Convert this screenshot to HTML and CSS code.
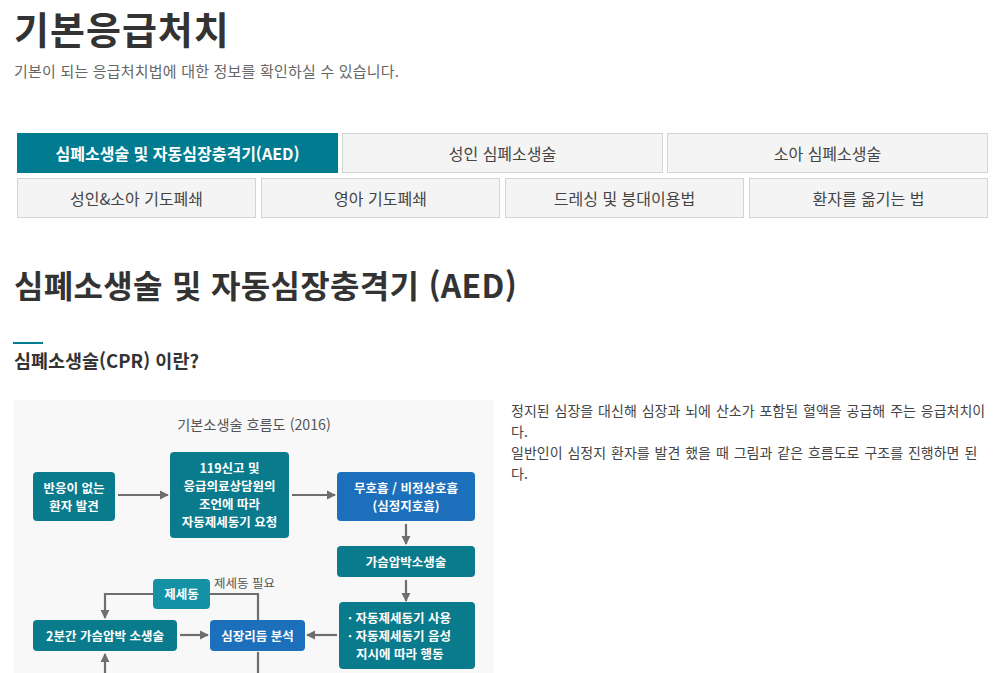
FILE: index.html
```html
<!DOCTYPE html>
<html lang="ko">
<head>
<meta charset="utf-8">
<title>기본응급처치</title>
<link rel="stylesheet" href="styles.css">
</head>
<body>
<header class="page-head">
  <h1 class="page-title">기본응급처치</h1>
  <p class="page-desc">기본이 되는 응급처치법에 대한 정보를 확인하실 수 있습니다.</p>
</header>

<nav class="tabs">
  <div class="tab-row tab-row-3">
    <a class="tab tab-active">심폐소생술 및 자동심장충격기(AED)</a>
    <a class="tab">성인 심폐소생술</a>
    <a class="tab">소아 심폐소생술</a>
  </div>
  <div class="tab-row tab-row-4">
    <a class="tab">성인&amp;소아 기도폐쇄</a>
    <a class="tab">영아 기도폐쇄</a>
    <a class="tab">드레싱 및 붕대이용법</a>
    <a class="tab">환자를 옮기는 법</a>
  </div>
</nav>

<h2 class="section-title">심폐소생술 및 자동심장충격기 (AED)</h2>
<div class="sub-line"></div>
<h3 class="sub-title">심폐소생술(CPR) 이란?</h3>

<section class="content">
  <div class="flow">
    <div class="flow-title">기본소생술 흐름도 (2016)</div>
    <svg class="flow-lines" width="480" height="320" viewBox="0 0 480 320">
      <defs>
        <marker id="ah" viewBox="0 0 10 10" refX="9" refY="5" markerWidth="4.2" markerHeight="4.2" orient="auto">
          <path d="M0 0 L10 5 L0 10 Z" fill="#6e6e6e"/>
        </marker>
      </defs>
      <g stroke="#6e6e6e" stroke-width="2.2" fill="none">
        <path d="M104 95 H154" marker-end="url(#ah)"/>
        <path d="M278 95 H321" marker-end="url(#ah)"/>
        <path d="M392 124 V144" marker-end="url(#ah)"/>
        <path d="M392 180 V201" marker-end="url(#ah)"/>
        <path d="M323 235 H293" marker-end="url(#ah)"/>
        <path d="M244 220 V194 H196"/>
        <path d="M139 194 H91 V218" marker-end="url(#ah)"/>
        <path d="M166 235 H194" marker-end="url(#ah)"/>
        <path d="M91 320 V254" marker-end="url(#ah)"/>
        <path d="M244 252 V320"/>
      </g>
    </svg>
    <div class="node teal n1">반응이 없는<br>환자 발견</div>
    <div class="node teal n2">119신고 및<br>응급의료상담원의<br>조언에 따라<br>자동제세동기 요청</div>
    <div class="node blue n3">무호흡 / 비정상호흡<br>(심정지호흡)</div>
    <div class="node teal n4">가슴압박소생술</div>
    <div class="node teal n5">
      <span class="bullet">· 자동제세동기 사용</span>
      <span class="bullet">· 자동제세동기 음성<br>지시에 따라 행동</span>
    </div>
    <div class="node blue n6">심장리듬 분석</div>
    <div class="node teal n7">2분간 가슴압박 소생술</div>
    <div class="node light n8">제세동</div>
    <div class="flow-label l1">제세동 필요</div>
  </div>
  <div class="desc">
    <p>정지된 심장을 대신해 심장과 뇌에 산소가 포함된 혈액을 공급해 주는 응급처치이다.<br>일반인이 심정지 환자를 발견 했을 때 그림과 같은 흐름도로 구조를 진행하면 된다.</p>
  </div>
</section>
</body>
</html>
```

FILE: styles.css
```css
html, body {
  margin: 0;
  padding: 0;
  background: #fff;
}
body {
  padding: 0 14px;
  font-family: "Noto Sans CJK KR", "Noto Sans", sans-serif;
  color: #333;
}
.page-title {
  margin: 0;
  font-size: 38px;
  letter-spacing: 1px;
  line-height: 55px;
  font-weight: 700;
  color: #333;
}
.page-desc {
  margin: 6px 0 0;
  font-size: 15px;
  letter-spacing: 0.2px;
  line-height: 20px;
  color: #666;
}
.tabs {
  margin: 52px -4px 0 3px;
  display: flex;
  flex-direction: column;
  gap: 5px;
}
.tab-row {
  display: grid;
}
.tab-row-3 {
  grid-template-columns: repeat(3, 1fr);
  gap: 4px;
}
.tab-row-4 {
  grid-template-columns: repeat(4, 1fr);
  gap: 5px;
}
.tab {
  height: 40px;
  box-sizing: border-box;
  display: flex;
  align-items: center;
  justify-content: center;
  background: #f4f4f4;
  border: 1px solid #d4d4d4;
  font-size: 16px;
  color: #444;
  text-decoration: none;
}
.tab-active {
  background: #007b8f;
  border-color: #007b8f;
  color: #fff;
  font-weight: 700;
}
.section-title {
  margin: 46px 0 0;
  font-size: 32px;
  letter-spacing: 0.3px;
  line-height: 40px;
  font-weight: 700;
  color: #333;
}
.sub-line {
  margin: 38px 0 0 -1px;
  width: 30px;
  height: 2px;
  background: #007b8f;
}
.sub-title {
  margin: 4px 0 0;
  font-size: 18.5px;
  line-height: 24px;
  font-weight: 700;
  color: #333;
}
.content {
  margin-top: 28px;
  display: flex;
  align-items: flex-start;
  gap: 17px;
}
.flow {
  position: relative;
  flex: none;
  width: 480px;
  height: 320px;
  background: #f8f8f8;
}
.flow-lines {
  position: absolute;
  left: 0;
  top: 0;
}
.flow-title {
  position: absolute;
  left: 0;
  right: 0;
  top: 14px;
  text-align: center;
  font-size: 14.2px;
  line-height: 20px;
  color: #555;
}
.node {
  position: absolute;
  box-sizing: border-box;
  display: flex;
  flex-direction: column;
  align-items: center;
  justify-content: center;
  text-align: center;
  border-radius: 4px;
  color: #fff;
  font-weight: 700;
  font-size: 12.5px;
  line-height: 18px;
}
.teal { background: #0a7b8d; }
.blue { background: #1c6fba; }
.light { background: #1591a6; }
.n1 { left: 19px; top: 72px; width: 82px; height: 49px; }
.n2 { left: 156px; top: 52px; width: 119px; height: 86px; }
.n3 { left: 323px; top: 72px; width: 138px; height: 49px; }
.n4 { left: 323px; top: 146px; width: 138px; height: 31px; }
.n5 {
  left: 325px; top: 202px; width: 136px; height: 67px;
  align-items: flex-start;
  text-align: left;
  padding-left: 9px;
}
.bullet {
  display: block;
  padding-left: 8px;
  text-indent: -8px;
}
.n6 { left: 196px; top: 220px; width: 95px; height: 31px; }
.n7 { left: 19px; top: 220px; width: 144px; height: 31px; }
.n8 { left: 139px; top: 179px; width: 57px; height: 30px; }
.flow-label {
  position: absolute;
  font-size: 12.5px;
  line-height: 16px;
  color: #555;
}
.l1 { left: 200px; top: 175px; }
.desc {
  width: 476px;
  flex: none;
}
.desc p {
  margin: 0;
  font-size: 14px;
  line-height: 21px;
  word-spacing: 1px;
  color: #444;
}
```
__________
_REQUIREMENTS:_
Print the whole listing above once more, word for word, without its pictures.

_FINISHED TASK:_
Convert this screenshot to HTML and CSS code.
FILE: index.html
```html
<!DOCTYPE html>
<html lang="ko">
<head>
<meta charset="utf-8">
<title>기본응급처치</title>
<link rel="stylesheet" href="styles.css">
</head>
<body>
<header class="page-head">
  <h1 class="page-title">기본응급처치</h1>
  <p class="page-desc">기본이 되는 응급처치법에 대한 정보를 확인하실 수 있습니다.</p>
</header>

<nav class="tabs">
  <div class="tab-row tab-row-3">
    <a class="tab tab-active">심폐소생술 및 자동심장충격기(AED)</a>
    <a class="tab">성인 심폐소생술</a>
    <a class="tab">소아 심폐소생술</a>
  </div>
  <div class="tab-row tab-row-4">
    <a class="tab">성인&amp;소아 기도폐쇄</a>
    <a class="tab">영아 기도폐쇄</a>
    <a class="tab">드레싱 및 붕대이용법</a>
    <a class="tab">환자를 옮기는 법</a>
  </div>
</nav>

<h2 class="section-title">심폐소생술 및 자동심장충격기 (AED)</h2>
<div class="sub-line"></div>
<h3 class="sub-title">심폐소생술(CPR) 이란?</h3>

<section class="content">
  <div class="flow">
    <div class="flow-title">기본소생술 흐름도 (2016)</div>
    <svg class="flow-lines" width="480" height="320" viewBox="0 0 480 320">
      <defs>
        <marker id="ah" viewBox="0 0 10 10" refX="9" refY="5" markerWidth="4.2" markerHeight="4.2" orient="auto">
          <path d="M0 0 L10 5 L0 10 Z" fill="#6e6e6e"/>
        </marker>
      </defs>
      <g stroke="#6e6e6e" stroke-width="2.2" fill="none">
        <path d="M104 95 H154" marker-end="url(#ah)"/>
        <path d="M278 95 H321" marker-end="url(#ah)"/>
        <path d="M392 124 V144" marker-end="url(#ah)"/>
        <path d="M392 180 V201" marker-end="url(#ah)"/>
        <path d="M323 235 H293" marker-end="url(#ah)"/>
        <path d="M244 220 V194 H196"/>
        <path d="M139 194 H91 V218" marker-end="url(#ah)"/>
        <path d="M166 235 H194" marker-end="url(#ah)"/>
        <path d="M91 320 V254" marker-end="url(#ah)"/>
        <path d="M244 252 V320"/>
      </g>
    </svg>
    <div class="node teal n1">반응이 없는<br>환자 발견</div>
    <div class="node teal n2">119신고 및<br>응급의료상담원의<br>조언에 따라<br>자동제세동기 요청</div>
    <div class="node blue n3">무호흡 / 비정상호흡<br>(심정지호흡)</div>
    <div class="node teal n4">가슴압박소생술</div>
    <div class="node teal n5">
      <span class="bullet">· 자동제세동기 사용</span>
      <span class="bullet">· 자동제세동기 음성<br>지시에 따라 행동</span>
    </div>
    <div class="node blue n6">심장리듬 분석</div>
    <div class="node teal n7">2분간 가슴압박 소생술</div>
    <div class="node light n8">제세동</div>
    <div class="flow-label l1">제세동 필요</div>
  </div>
  <div class="desc">
    <p>정지된 심장을 대신해 심장과 뇌에 산소가 포함된 혈액을 공급해 주는 응급처치이다.<br>일반인이 심정지 환자를 발견 했을 때 그림과 같은 흐름도로 구조를 진행하면 된다.</p>
  </div>
</section>
</body>
</html>
```

FILE: styles.css
```css
html, body {
  margin: 0;
  padding: 0;
  background: #fff;
}
body {
  padding: 0 14px;
  font-family: "Noto Sans CJK KR", "Noto Sans", sans-serif;
  color: #333;
}
.page-title {
  margin: 0;
  font-size: 38px;
  letter-spacing: 1px;
  line-height: 55px;
  font-weight: 700;
  color: #333;
}
.page-desc {
  margin: 6px 0 0;
  font-size: 15px;
  letter-spacing: 0.2px;
  line-height: 20px;
  color: #666;
}
.tabs {
  margin: 52px -4px 0 3px;
  display: flex;
  flex-direction: column;
  gap: 5px;
}
.tab-row {
  display: grid;
}
.tab-row-3 {
  grid-template-columns: repeat(3, 1fr);
  gap: 4px;
}
.tab-row-4 {
  grid-template-columns: repeat(4, 1fr);
  gap: 5px;
}
.tab {
  height: 40px;
  box-sizing: border-box;
  display: flex;
  align-items: center;
  justify-content: center;
  background: #f4f4f4;
  border: 1px solid #d4d4d4;
  font-size: 16px;
  color: #444;
  text-decoration: none;
}
.tab-active {
  background: #007b8f;
  border-color: #007b8f;
  color: #fff;
  font-weight: 700;
}
.section-title {
  margin: 46px 0 0;
  font-size: 32px;
  letter-spacing: 0.3px;
  line-height: 40px;
  font-weight: 700;
  color: #333;
}
.sub-line {
  margin: 38px 0 0 -1px;
  width: 30px;
  height: 2px;
  background: #007b8f;
}
.sub-title {
  margin: 4px 0 0;
  font-size: 18.5px;
  line-height: 24px;
  font-weight: 700;
  color: #333;
}
.content {
  margin-top: 28px;
  display: flex;
  align-items: flex-start;
  gap: 17px;
}
.flow {
  position: relative;
  flex: none;
  width: 480px;
  height: 320px;
  background: #f8f8f8;
}
.flow-lines {
  position: absolute;
  left: 0;
  top: 0;
}
.flow-title {
  position: absolute;
  left: 0;
  right: 0;
  top: 14px;
  text-align: center;
  font-size: 14.2px;
  line-height: 20px;
  color: #555;
}
.node {
  position: absolute;
  box-sizing: border-box;
  display: flex;
  flex-direction: column;
  align-items: center;
  justify-content: center;
  text-align: center;
  border-radius: 4px;
  color: #fff;
  font-weight: 700;
  font-size: 12.5px;
  line-height: 18px;
}
.teal { background: #0a7b8d; }
.blue { background: #1c6fba; }
.light { background: #1591a6; }
.n1 { left: 19px; top: 72px; width: 82px; height: 49px; }
.n2 { left: 156px; top: 52px; width: 119px; height: 86px; }
.n3 { left: 323px; top: 72px; width: 138px; height: 49px; }
.n4 { left: 323px; top: 146px; width: 138px; height: 31px; }
.n5 {
  left: 325px; top: 202px; width: 136px; height: 67px;
  align-items: flex-start;
  text-align: left;
  padding-left: 9px;
}
.bullet {
  display: block;
  padding-left: 8px;
  text-indent: -8px;
}
.n6 { left: 196px; top: 220px; width: 95px; height: 31px; }
.n7 { left: 19px; top: 220px; width: 144px; height: 31px; }
.n8 { left: 139px; top: 179px; width: 57px; height: 30px; }
.flow-label {
  position: absolute;
  font-size: 12.5px;
  line-height: 16px;
  color: #555;
}
.l1 { left: 200px; top: 175px; }
.desc {
  width: 476px;
  flex: none;
}
.desc p {
  margin: 0;
  font-size: 14px;
  line-height: 21px;
  word-spacing: 1px;
  color: #444;
}
```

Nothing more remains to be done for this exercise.